Why should I sign on for retained search and commit to paying a fee prior to hiring when I can just pay on a contingent arrangement?

This is a great question and it’s one I’ve encountered many times in the last 20+ years in the executive search field. Today I want to speak to this topic clearly and succinctly. Here goes.

The decision to go with a retainer or contingency model is the fork in the road when it comes to talent acquisition. Many companies have large talent acquisition teams (i.e. in-house recruiters) and a fine track record with many positions. However, at times they struggle filling key positions – often as a result of being stretched too thin (too many open recs per recruiter) and are simply unable to devote the time a search of this type demands. As this becomes clear to senior leadership and the time comes to decide about putting the search in the hands of an out-of-house solution, the question inevitably rises as to which path to choose.

For me, the discussion distills down to this: Retained search is about partnership.

When your company is filling critically important roles and you absolutely need to find top tier candidates at critical leadership levels, you need someone completely focused on the effort. You need a firm that’s engaged beyond the fixed parameters of a single search; you need a firm that’s part of your organization, that gets your brand, that can communicate your unique value proposition as an employer, and that’s able to perceive a fit far beyond a resume.   You need a partner.

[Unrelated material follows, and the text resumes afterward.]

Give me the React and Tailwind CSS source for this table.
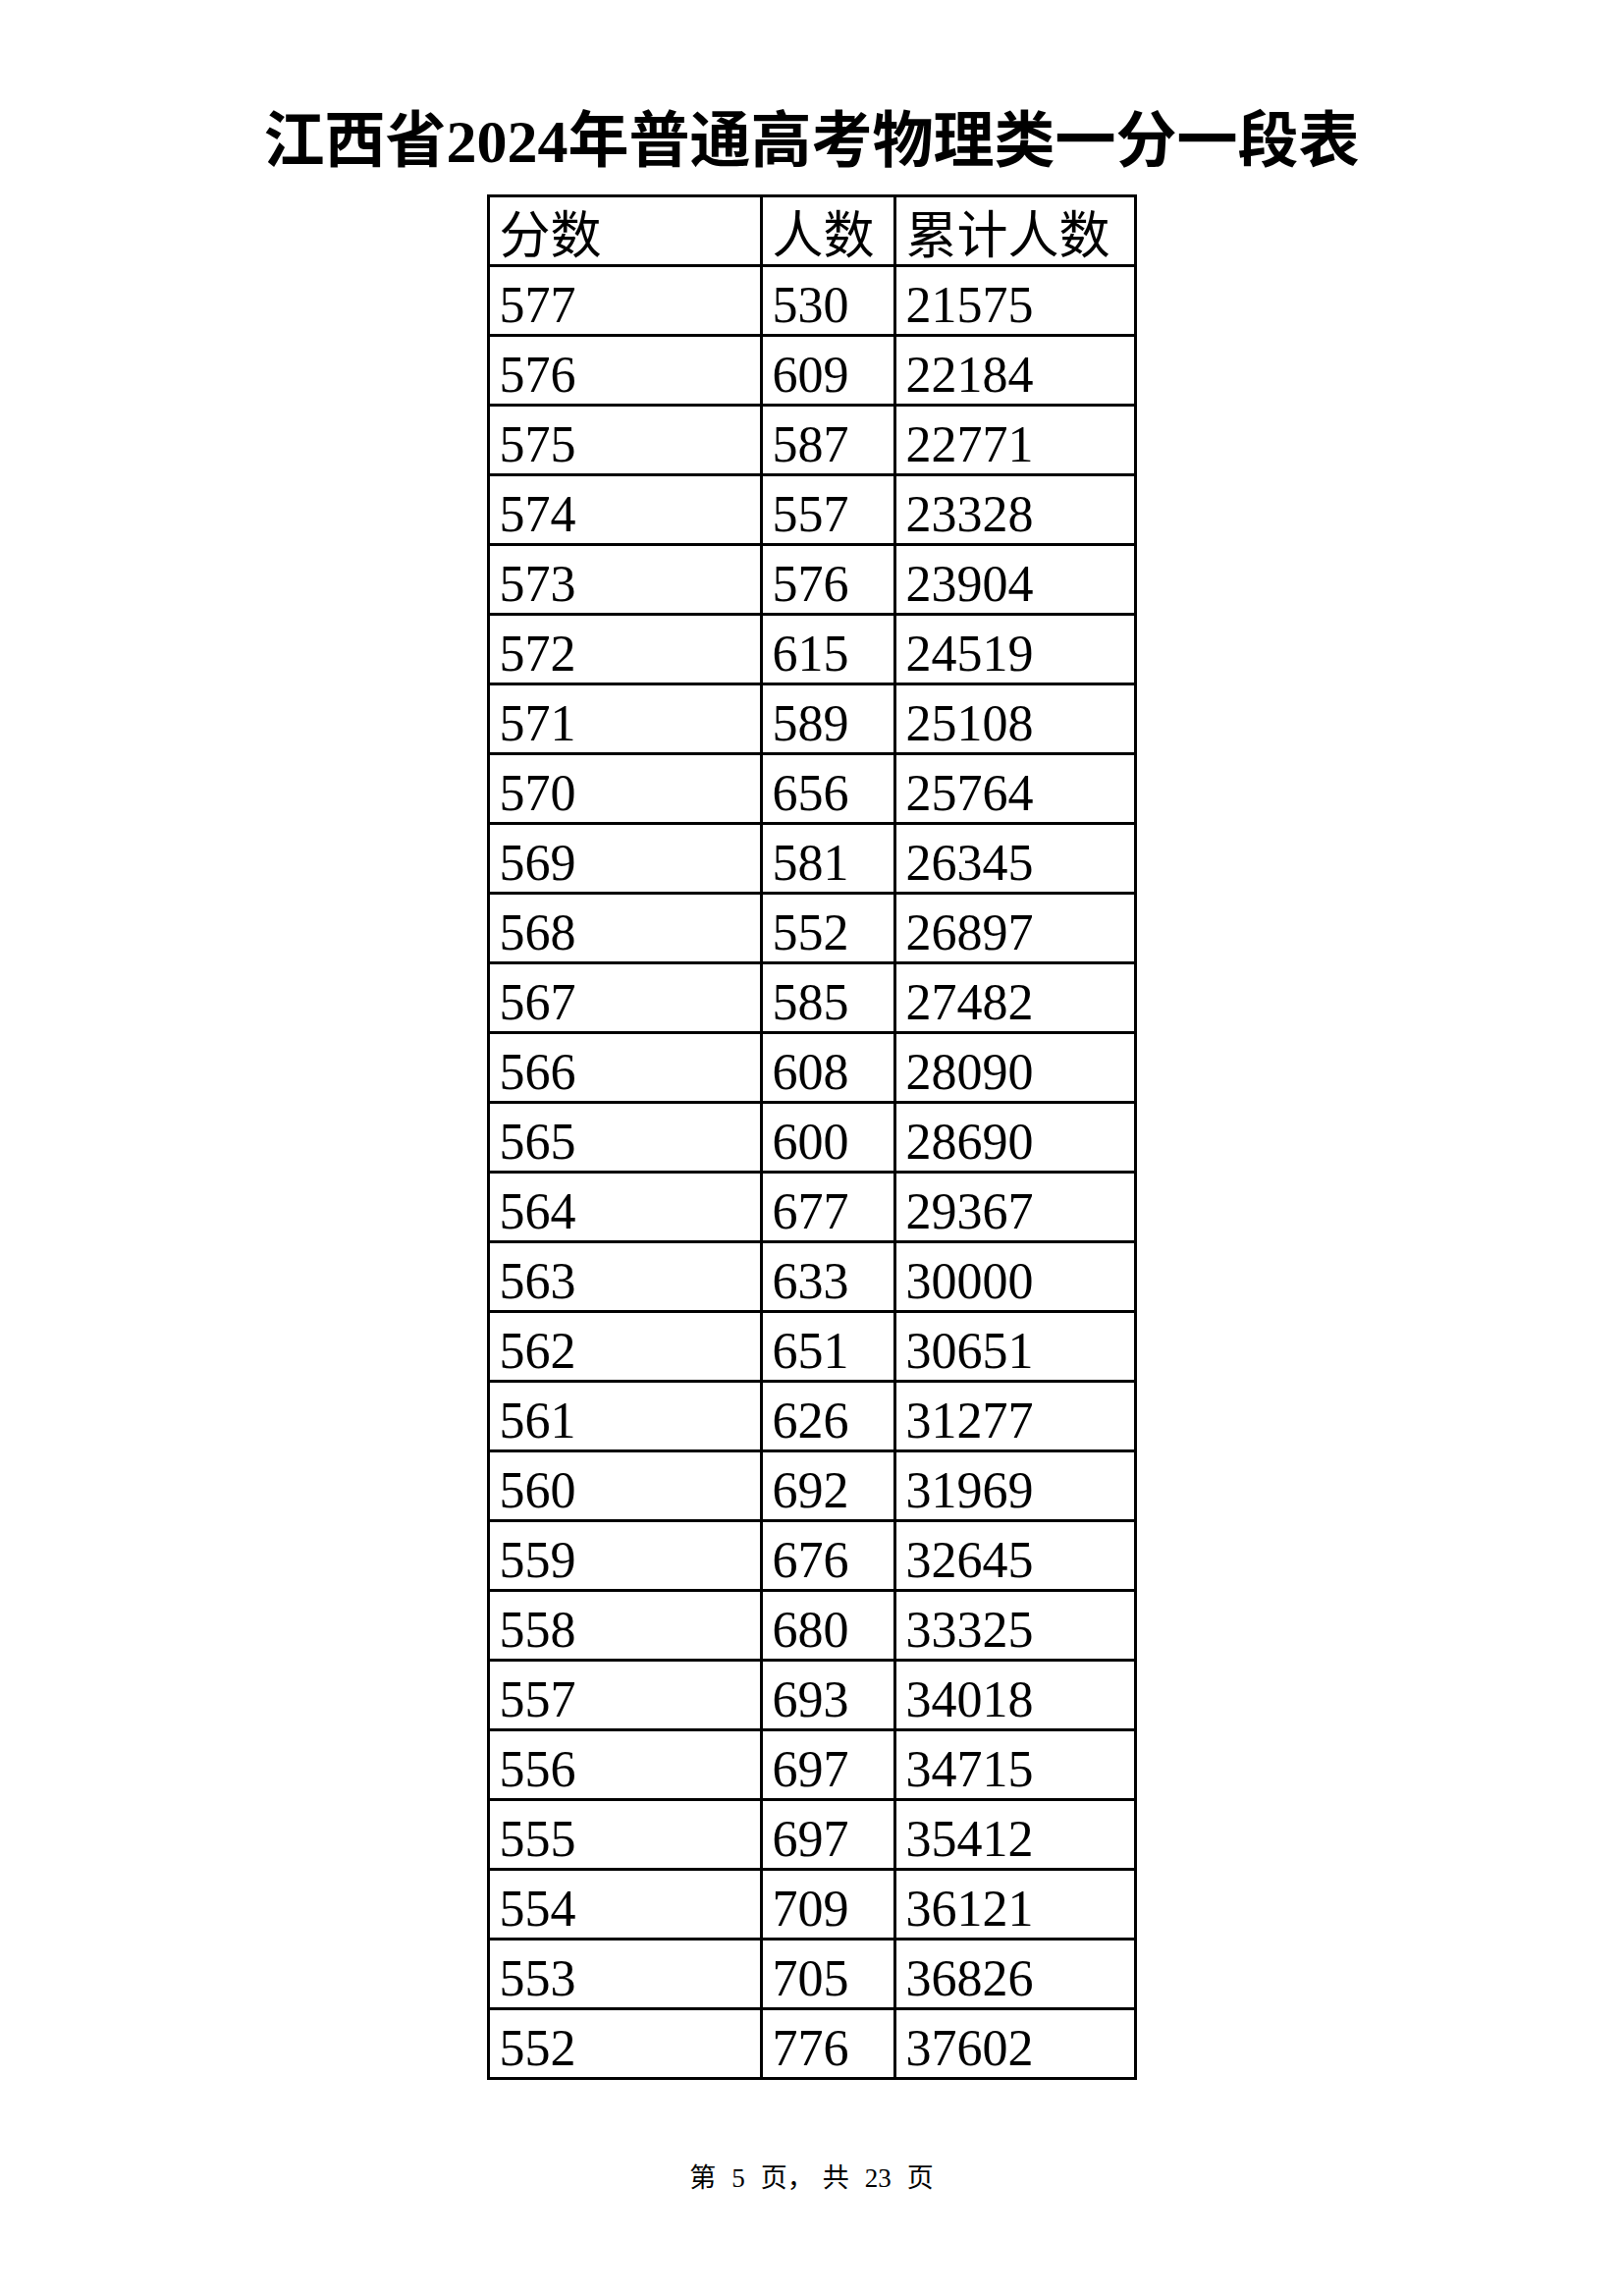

In addition to digging deep to understand the company extremely well, a top notch retained search firm will dedicate substantial man-hours to each project, something that in-house recruiters are spread too thin to do as they simply have too many projects. For example, where my researchers are responsible for one or two projects at a time, many in-house recruiters have 25 to 50 open recs on their plate at any one time (or more). Contingency firms, while not necessarily having that many recs in play, are in the same boat in terms of resource limitation and simply can’t summon the kind of attention and dedication to a given talent need that a retained firm will. The retained solution generates the kind of focused resources and acute attention that best fits an ongoing search strategy as opposed to a single search and ultimately integrates an out-of-house team into an organization’s hiring fabric as a whole.

Retained search is an across-the-board strategic tool, and although it may not be right for every organization, it’s a solution that makes a lot of sense from a strategy standpoint.

Whether you’re a nonprofit, start-up or well-established business, the formula is the same.

To hire the best talent – engage the best solution.